Boris Nemtsov, who was murdered outside of the Kremlin, and still-active opposition politician Vladimir Milov exposed this kleptocracy in their booklet “Putin and Gazprom” in 2008. A more extensive account in English is Karen Dawisha’s book “Putin’s Kleptocracy: Who Owns Russia?” The Panama Papers, a series of leaked documents on offshore accounts released in April 2016, offered plenty of evidence of Putin’s secret wealth.

Overall assessments indicate a personal enrichment of Putin and his closest cronies of some $20 billion to $25 billion a year since 2006. Nemtsov and Milov documented pilfering from Gazprom of $60 billion from 2004 to 2007, and this was probably just over half of their enrichment, which has only increased. By now, this group would have accumulated $240 billion to $300 billion. Businessman Bill Browder estimates that Putin is the richest man in the world, with a personal wealth of $200 billion. Total private Russian holdings abroad are assessed in the range of $800 billion to $1.3 trillion, according to Global Financial Integrity and a National Bureau of Economic Research study.

Putin and his friends have not accumulated their vast fortunes to consume them, but rather, to maintain power in Russia. The irony is that having undermined property rights in Russia, they — like other Russians — can only safeguard their savings abroad in countries that enjoy the rule of law, allow anonymous ownership and have sufficient financial depth for their vast fortunes.

Many countries have the rule of law, but just a few of them — those with Anglo-American law — allow large-scale anonymous ownership. Most European countries do not. Numerous small islands allow anonymous ownership, but they lack financial depth. Only two countries can harbor most of the Russian offshore wealth — the United States and Britain — because they allow anonymous investment in real estate on a large scale.

Twenty-nine countries, including most E.U. countries, already demand full disclosure of beneficiary owners, and 11 others have agreed to do so, too. They have all come to the same conclusion: Anonymous ownership has become a major threat to national security. Prime Minister David Cameron promised to demand full disclosure in May 2016, but he resigned two months later, and his successor, May, has shown no interest in doing so even after the nerve-agent attack in Salisbury.
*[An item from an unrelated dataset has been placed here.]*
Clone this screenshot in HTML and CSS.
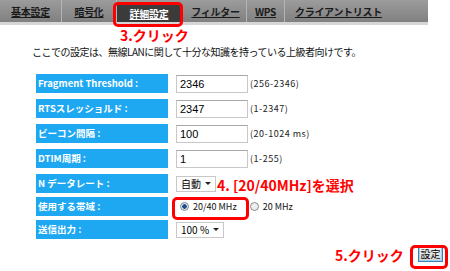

The United States needs to catch up. Congress is currently considering two bills that go in the right direction. Sen. Sheldon Whitehouse (D-R.I.) has submitted a draft of the True Incorporation Transparency for Law Enforcement Act for corporate transparency, and in the House of Representatives the Counter Terrorism and Illicit Finance Act has been submitted. Congress should adopt one of these bills. The important thing is to unearth secret ownership by sanctioned individuals and entities.

Helpfully, Putin has himself told us what sanctions hurt him the most by complaining incessantly about the Sergei Magnitsky Rule of Law Accountability Act of 2012 and the sanctioning of his St. Petersburg cronies in March 2014 for their role in Russia’s occupation of Crimea. These acts prohibit named individuals from entering the territory of the United States and freeze their assets whenever they are detected. So far, unfortunately, these new laws haven’t proved especially effective, since the U.S. government has detected only a few million dollars of their assets.

In 2015, the U.S. treasury assessed that $300 billion a year was laundered in the United States. According to Raymond Baker, founder of Global Financial Integrity, in a good year, the U.S. government detects 0.1 percent of that money. The reason? Anonymous companies are allowed to invest in this country. The same is true of Britain, where the National Crime Agency estimates that $125 billion is laundered annually. This must be stopped for the sake of national security.

The best British and American asymmetric response to the Kremlin’s hybrid warfare is to unearth the holdings of Putin and his sanctioned friends in our countries and freeze them.